GANs for learning from very high class conditional noisy labels

TL;DR

This paper introduces GAN-based methods to robustly learn binary classifiers from high rates of class-conditional label noise, outperforming existing approaches without needing noise rate estimation.

Contribution

Proposes novel GAN schemes using Wasserstein GANs and data representation changes to effectively handle very high class-conditional noise rates in binary classification.

Findings

Significant improvement over existing methods at high noise rates

Effective in high-dimensional, imbalanced, and real-world datasets

Consistent performance demonstrated across multiple datasets and noise levels

Abstract

We use Generative Adversarial Networks (GANs) to design a class conditional label noise (CCN) robust scheme for binary classification. It first generates a set of correctly labelled data points from noisy labelled data and 0.1% or 1% clean labels such that the generated and true (clean) labelled data distributions are close; generated labelled data is used to learn a good classifier.

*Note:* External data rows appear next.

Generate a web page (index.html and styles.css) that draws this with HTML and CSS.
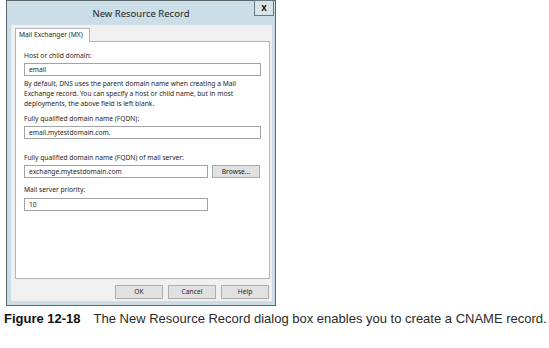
FILE: index.html
```html
<!DOCTYPE html>
<html lang="en">
<head>
    <meta charset="UTF-8">
    <title>New Resource Record</title>
    <link rel="stylesheet" href="styles.css">
</head>
<body>
    <div class="page">
        <div class="dialog">
            <div class="titlebar">
                <span class="title">New Resource Record</span>
                <span class="close">x</span>
            </div>

            <div class="client">
                <div class="tabs">
                    <div class="tab">Mail Exchanger (MX)</div>
                </div>

                <div class="panel">
                    <div class="label first">Host or child domain:</div>
                    <div class="input wide">email</div>

                    <p class="note">By default, DNS uses the parent domain name when creating a Mail<br>Exchange record. You can specify a host or child name, but in most<br>deployments, the above field is left blank.</p>

                    <div class="label fqdn">Fully qualified domain name (FQDN):</div>
                    <div class="input wide">email.mytestdomain.com.</div>

                    <div class="label server">Fully qualified domain name (FQDN) of mail server:</div>
                    <div class="input-row">
                        <div class="input short">exchange.mytestdomain.com</div>
                        <div class="button browse">Browse...</div>
                    </div>

                    <div class="label priority">Mail server priority:</div>
                    <div class="input short">10</div>
                </div>

                <div class="buttons">
                    <div class="button">OK</div>
                    <div class="button">Cancel</div>
                    <div class="button">Help</div>
                </div>
            </div>
        </div>

        <p class="caption"><b>Figure 12-18</b>The New Resource Record dialog box enables you to create a CNAME record.</p>
    </div>
</body>
</html>
```

FILE: styles.css
```css
* {
    margin: 0;
    padding: 0;
    box-sizing: border-box;
}

body {
    background-color: #fff;
    color: #1e1e1e;
    font-family: 'Noto Sans', sans-serif;
}

.page {
    padding-left: 6px;
}

/* window frame */
.dialog {
    width: 270px;
    height: 306px;
    border: 1px solid #5c676c;
    background-color: #cbdee7;
    display: flex;
    flex-direction: column;
}

.titlebar {
    height: 24px;
    display: grid;
}

.title,
.close {
    grid-area: 1 / 1;
}

.title {
    justify-self: center;
    align-self: center;
    font-size: 9.5px;
    color: #222;
}

.close {
    justify-self: end;
    width: 20px;
    height: 16px;
    margin-right: 1px;
    margin-top: -1px;
    border: 1px solid #6b777c;
    background-color: #d7e5eb;
    font-family: 'Liberation Sans', sans-serif;
    font-weight: bold;
    font-size: 10px;
    line-height: 13px;
    text-align: center;
    color: #111;
}

.client {
    flex: 1;
    margin: 0 3px 4px 4px;
    padding: 3px 2px 2px 4px;
    background-color: #f0f0f0;
    display: flex;
    flex-direction: column;
    font-size: 6.7px;
}

.tabs {
    display: flex;
}

.tab {
    width: 75px;
    height: 14px;
    margin-bottom: -1px;
    padding-left: 3px;
    border: 1px solid #b4b4b4;
    border-bottom: none;
    background-color: #fff;
    line-height: 12px;
    position: relative;
}

.panel {
    height: 238px;
    border: 1px solid #b4b4b4;
    background-color: #fff;
    padding: 0 8px;
}

.label {
    height: 10px;
    line-height: 10px;
}

.label.first { margin-top: 9px; }
.label.fqdn { margin-top: 5px; }
.label.server { margin-top: 14px; }
.label.priority { margin-top: 7px; }

.input {
    height: 13px;
    margin-top: 2px;
    padding-left: 4px;
    border: 1px solid #a3a3a3;
    background-color: #fff;
    line-height: 11px;
}

.input.wide { width: 237px; }
.input.short { width: 184px; }

.label.priority + .input { margin-top: 3px; }

.input-row {
    display: flex;
    gap: 4px;
    margin-top: 2px;
}

.input-row .input { margin-top: 0; }

.note {
    margin-top: 3px;
    line-height: 10px;
    white-space: nowrap;
}

.button {
    width: 48px;
    height: 14px;
    border: 1px solid #adadad;
    background-color: #e1e1e1;
    text-align: center;
    line-height: 12px;
}

.button.browse {
    height: 13px;
    line-height: 11px;
}

.buttons {
    display: flex;
    justify-content: flex-end;
    gap: 5px;
    margin-top: 6px;
    padding-right: 1px;
}

.caption {
    margin: 5px 0 0 -2px;
    font-family: 'Liberation Sans', Arial, sans-serif;
    font-size: 13px;
    line-height: 15px;
    color: #2a2a2a;
    white-space: nowrap;
}

.caption b {
    color: #111;
    margin-right: 13px;
}
```
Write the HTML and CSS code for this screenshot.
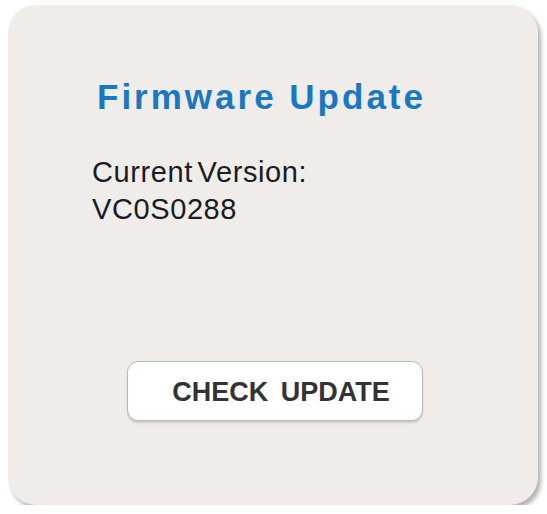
FILE: index.html
```html
<!DOCTYPE html>
<html lang="en">

<head>
  <meta charset="UTF-8" />
  <meta name="viewport" content="width=device-width, initial-scale=1.0" />
  <title>Firmware Update</title>
  <link rel="stylesheet" href="styles.css">
</head>

<body>
  <div class="card">
    <h1 class="title">Firmware Update</h1>

    <div class="version">
      <p>Current Version:</p>
      <p>VC0S0288</p>
    </div>

    <button class="check-btn">CHECK UPDATE</button>
  </div>
</body>

</html>
```

FILE: styles.css
```css
body {
  font-family: 'Liberation Sans', Arial, sans-serif;
  background-color: #ffffff;
  margin: 0;
  padding: 5px 0 0 8px;
}

.card {
  width: 530px;
  height: 500px;
  box-sizing: border-box;
  background-color: #efecea;
  border-radius: 28px;
  box-shadow: 3px 4px 4px rgba(0, 0, 0, 0.3);
  padding: 73px 0 0 84px;
  display: flex;
  flex-direction: column;
  align-items: flex-start;
}

.title {
  margin: 0 0 0 5px;
  font-size: 35px;
  line-height: 38px;
  font-weight: bold;
  letter-spacing: 3px;
  color: #1a78c2;
}

.version {
  margin-top: 38px;
}

.version p {
  margin: 0;
  font-size: 29px;
  line-height: 37px;
  color: #1b1b22;
  letter-spacing: 0.6px;
  word-spacing: -4px;
}

.check-btn {
  margin: 133px 0 0 35px;
  width: 296px;
  height: 60px;
  background-color: #ffffff;
  border: 1.5px solid #b9b9b9;
  border-radius: 11px;
  box-shadow: 0 2px 2px rgba(0, 0, 0, 0.15);
  font-family: 'Liberation Sans', Arial, sans-serif;
  font-size: 27px;
  font-weight: bold;
  color: #333333;
  word-spacing: 5px;
  padding: 2px 0 0 12px;
  cursor: pointer;
}
```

The mode collapse problem while generating correct feature-label pairs and the problem of skewed feature-label dimension ratio ($\sim$ 784:1) are avoided by using Wasserstein GAN and a simple data representation change. Another WGAN with information-theoretic flavour on top of the new representation is also proposed. The major advantage of both schemes is their significant improvement over the existing ones in presence of very high CCN rates, without either estimating or cross-validating over the noise rates. We proved that KL divergence between clean and noisy distribution increases w.r.t. noise rates in symmetric label noise model; can be extended to high CCN rates. This implies that our schemes perform well due to the adversarial nature of GANs. Further, use of generative approach (learning clean joint distribution) while handling noise enables our schemes to perform better than discriminative approaches like GLC, LDMI and GCE; even when the classes are highly imbalanced. Using Friedman F test and Nemenyi posthoc test, we showed that on high dimensional binary class synthetic, MNIST and Fashion MNIST datasets, our schemes outperform the existing methods and demonstrate consistent performance across noise rates.